Reproduce, word for word, the span of lines starting at the line holding "Rebuild this screenshot" and ending at the line holding "The picture is". Omit every picture.

**Provided records**

——————

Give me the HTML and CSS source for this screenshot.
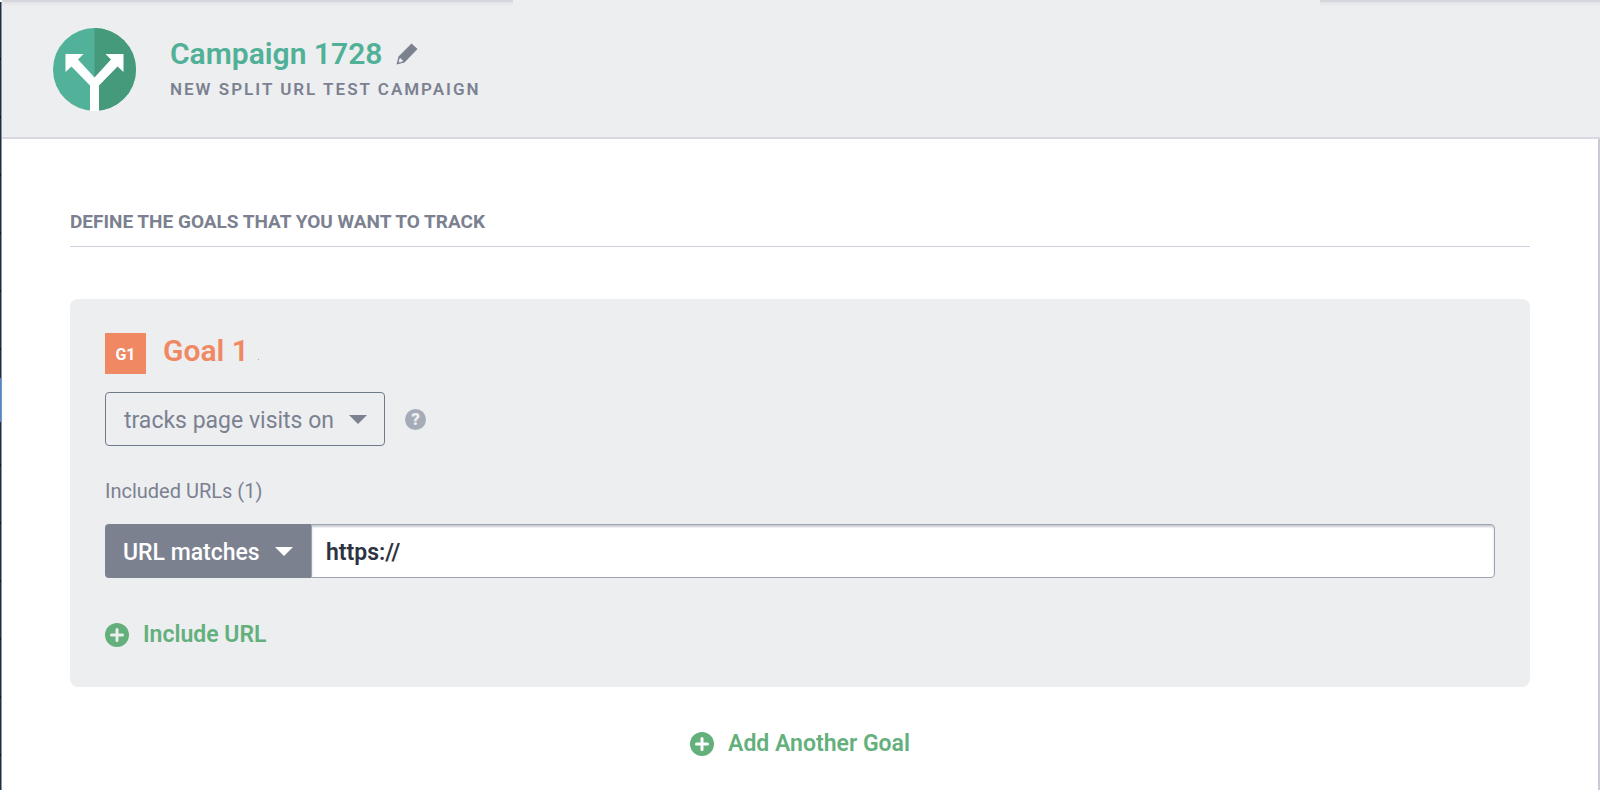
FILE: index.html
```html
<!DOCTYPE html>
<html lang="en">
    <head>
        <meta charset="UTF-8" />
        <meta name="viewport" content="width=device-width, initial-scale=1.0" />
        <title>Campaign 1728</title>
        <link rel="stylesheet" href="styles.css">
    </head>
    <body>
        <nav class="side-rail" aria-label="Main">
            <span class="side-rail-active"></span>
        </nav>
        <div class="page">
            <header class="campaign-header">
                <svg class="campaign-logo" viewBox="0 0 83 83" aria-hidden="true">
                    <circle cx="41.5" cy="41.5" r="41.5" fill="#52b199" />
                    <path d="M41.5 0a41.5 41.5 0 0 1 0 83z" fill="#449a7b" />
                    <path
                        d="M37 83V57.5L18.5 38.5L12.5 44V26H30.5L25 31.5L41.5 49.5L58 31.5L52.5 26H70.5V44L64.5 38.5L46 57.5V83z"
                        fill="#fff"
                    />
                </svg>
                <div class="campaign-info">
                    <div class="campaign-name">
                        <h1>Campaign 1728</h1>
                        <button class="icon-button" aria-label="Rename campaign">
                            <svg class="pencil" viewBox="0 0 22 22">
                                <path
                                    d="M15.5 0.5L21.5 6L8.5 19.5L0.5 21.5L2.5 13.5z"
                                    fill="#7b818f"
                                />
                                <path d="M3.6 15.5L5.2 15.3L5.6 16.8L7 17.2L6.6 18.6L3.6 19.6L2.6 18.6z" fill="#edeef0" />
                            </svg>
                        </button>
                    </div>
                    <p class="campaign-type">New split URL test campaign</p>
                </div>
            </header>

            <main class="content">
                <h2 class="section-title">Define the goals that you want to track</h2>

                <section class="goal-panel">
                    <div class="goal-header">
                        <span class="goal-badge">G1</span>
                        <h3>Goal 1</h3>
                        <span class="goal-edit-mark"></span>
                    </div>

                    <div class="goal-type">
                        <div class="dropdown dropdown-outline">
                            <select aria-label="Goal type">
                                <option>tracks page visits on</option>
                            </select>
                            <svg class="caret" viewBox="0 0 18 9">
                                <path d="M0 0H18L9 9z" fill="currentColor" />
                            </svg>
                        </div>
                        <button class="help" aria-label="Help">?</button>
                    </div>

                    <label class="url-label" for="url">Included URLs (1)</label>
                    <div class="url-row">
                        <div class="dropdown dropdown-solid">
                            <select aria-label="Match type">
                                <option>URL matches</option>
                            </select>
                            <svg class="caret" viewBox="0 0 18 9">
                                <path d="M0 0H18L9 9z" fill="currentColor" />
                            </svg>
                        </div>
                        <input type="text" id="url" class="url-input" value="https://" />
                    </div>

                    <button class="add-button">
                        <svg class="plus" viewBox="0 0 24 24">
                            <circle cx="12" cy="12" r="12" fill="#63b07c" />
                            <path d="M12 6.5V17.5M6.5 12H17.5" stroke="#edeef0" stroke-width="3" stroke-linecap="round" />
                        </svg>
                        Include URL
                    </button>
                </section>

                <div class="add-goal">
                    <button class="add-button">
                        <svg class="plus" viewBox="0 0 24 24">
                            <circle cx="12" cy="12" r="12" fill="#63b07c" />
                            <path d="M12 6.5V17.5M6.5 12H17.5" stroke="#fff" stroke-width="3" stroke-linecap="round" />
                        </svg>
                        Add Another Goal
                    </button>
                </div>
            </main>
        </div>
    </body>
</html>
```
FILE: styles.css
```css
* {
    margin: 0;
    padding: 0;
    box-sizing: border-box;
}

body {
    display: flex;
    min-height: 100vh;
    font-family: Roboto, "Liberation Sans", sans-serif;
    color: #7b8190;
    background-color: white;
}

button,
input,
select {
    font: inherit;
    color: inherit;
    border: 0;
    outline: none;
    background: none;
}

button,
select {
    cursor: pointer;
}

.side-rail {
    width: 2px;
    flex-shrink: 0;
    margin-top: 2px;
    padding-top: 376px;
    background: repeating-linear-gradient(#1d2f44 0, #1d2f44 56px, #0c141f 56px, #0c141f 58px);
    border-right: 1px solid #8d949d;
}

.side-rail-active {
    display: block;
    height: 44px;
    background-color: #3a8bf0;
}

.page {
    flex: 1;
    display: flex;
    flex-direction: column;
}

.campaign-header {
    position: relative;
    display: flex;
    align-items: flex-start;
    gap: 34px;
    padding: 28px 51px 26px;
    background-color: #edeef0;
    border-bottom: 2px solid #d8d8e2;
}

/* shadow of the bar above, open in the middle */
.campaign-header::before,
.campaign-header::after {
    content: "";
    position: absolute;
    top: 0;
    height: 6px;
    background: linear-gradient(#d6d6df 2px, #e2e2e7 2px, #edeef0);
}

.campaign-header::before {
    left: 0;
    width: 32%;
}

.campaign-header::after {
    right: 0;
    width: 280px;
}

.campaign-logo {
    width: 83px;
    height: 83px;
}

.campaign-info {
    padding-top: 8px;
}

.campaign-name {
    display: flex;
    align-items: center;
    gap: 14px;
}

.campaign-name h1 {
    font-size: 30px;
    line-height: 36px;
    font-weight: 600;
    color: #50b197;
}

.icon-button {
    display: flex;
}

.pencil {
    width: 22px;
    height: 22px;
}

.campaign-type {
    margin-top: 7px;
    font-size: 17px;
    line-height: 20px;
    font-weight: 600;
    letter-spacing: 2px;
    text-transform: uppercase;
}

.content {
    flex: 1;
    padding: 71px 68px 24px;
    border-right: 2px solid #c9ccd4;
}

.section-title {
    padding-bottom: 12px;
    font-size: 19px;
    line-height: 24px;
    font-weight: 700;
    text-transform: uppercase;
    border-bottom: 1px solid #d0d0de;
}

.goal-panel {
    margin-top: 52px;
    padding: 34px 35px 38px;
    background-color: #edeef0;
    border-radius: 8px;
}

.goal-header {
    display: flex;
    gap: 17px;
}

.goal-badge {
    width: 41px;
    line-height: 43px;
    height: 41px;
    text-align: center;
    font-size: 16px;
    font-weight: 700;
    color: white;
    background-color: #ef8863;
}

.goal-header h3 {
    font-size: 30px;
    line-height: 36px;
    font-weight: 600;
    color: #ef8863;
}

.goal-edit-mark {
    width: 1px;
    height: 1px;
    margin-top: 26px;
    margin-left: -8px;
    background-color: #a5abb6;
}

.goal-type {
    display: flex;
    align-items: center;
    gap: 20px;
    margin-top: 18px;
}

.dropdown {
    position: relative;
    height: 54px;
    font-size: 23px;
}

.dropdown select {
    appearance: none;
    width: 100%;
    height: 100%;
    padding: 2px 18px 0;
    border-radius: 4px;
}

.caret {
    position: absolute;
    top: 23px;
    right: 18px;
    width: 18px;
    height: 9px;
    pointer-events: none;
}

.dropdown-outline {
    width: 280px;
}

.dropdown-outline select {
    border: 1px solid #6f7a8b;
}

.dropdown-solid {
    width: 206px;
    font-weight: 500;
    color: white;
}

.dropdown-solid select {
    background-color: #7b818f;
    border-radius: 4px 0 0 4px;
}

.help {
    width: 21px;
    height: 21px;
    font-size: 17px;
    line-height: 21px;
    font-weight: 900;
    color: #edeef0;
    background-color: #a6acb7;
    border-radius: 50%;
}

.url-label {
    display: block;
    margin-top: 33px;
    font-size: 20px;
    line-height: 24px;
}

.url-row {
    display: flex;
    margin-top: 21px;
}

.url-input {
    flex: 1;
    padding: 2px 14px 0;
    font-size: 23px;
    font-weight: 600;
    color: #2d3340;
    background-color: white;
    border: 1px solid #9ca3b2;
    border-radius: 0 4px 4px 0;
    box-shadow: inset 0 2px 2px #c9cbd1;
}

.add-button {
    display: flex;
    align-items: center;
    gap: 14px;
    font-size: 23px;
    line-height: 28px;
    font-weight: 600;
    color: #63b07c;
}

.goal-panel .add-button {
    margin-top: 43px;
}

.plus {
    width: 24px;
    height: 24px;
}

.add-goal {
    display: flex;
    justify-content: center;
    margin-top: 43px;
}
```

——————

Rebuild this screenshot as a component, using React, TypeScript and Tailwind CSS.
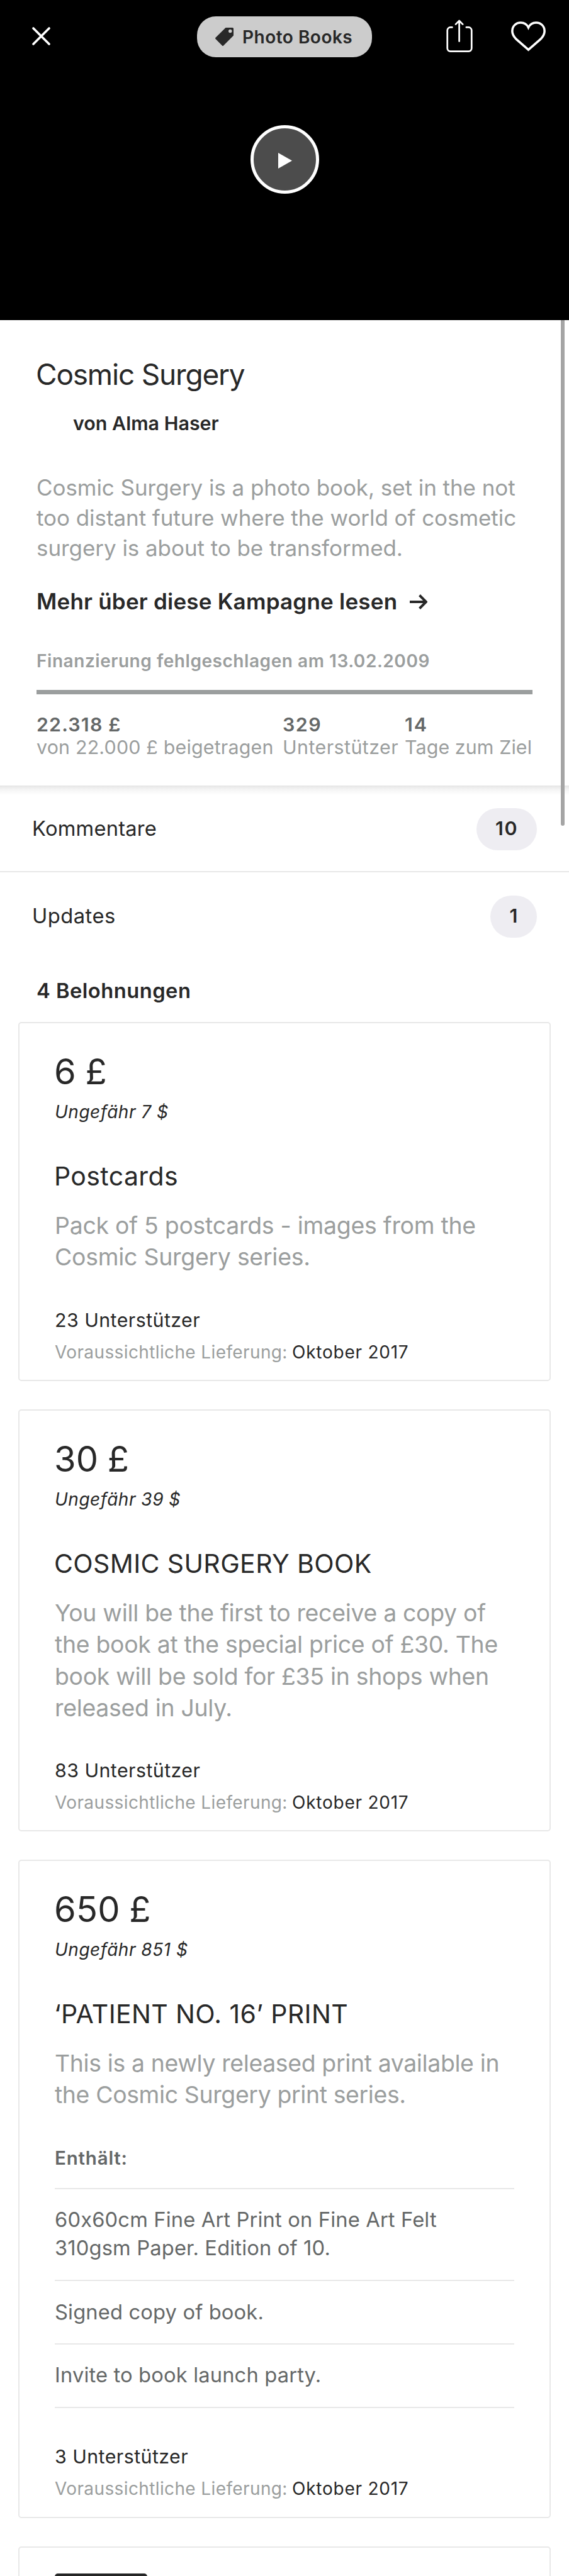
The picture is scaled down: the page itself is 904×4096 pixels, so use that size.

——————

**The output**
Rebuild this screenshot as a component, using React, TypeScript and Tailwind CSS.
The picture is scaled down: the page itself is 904×4096 pixels, so use that size.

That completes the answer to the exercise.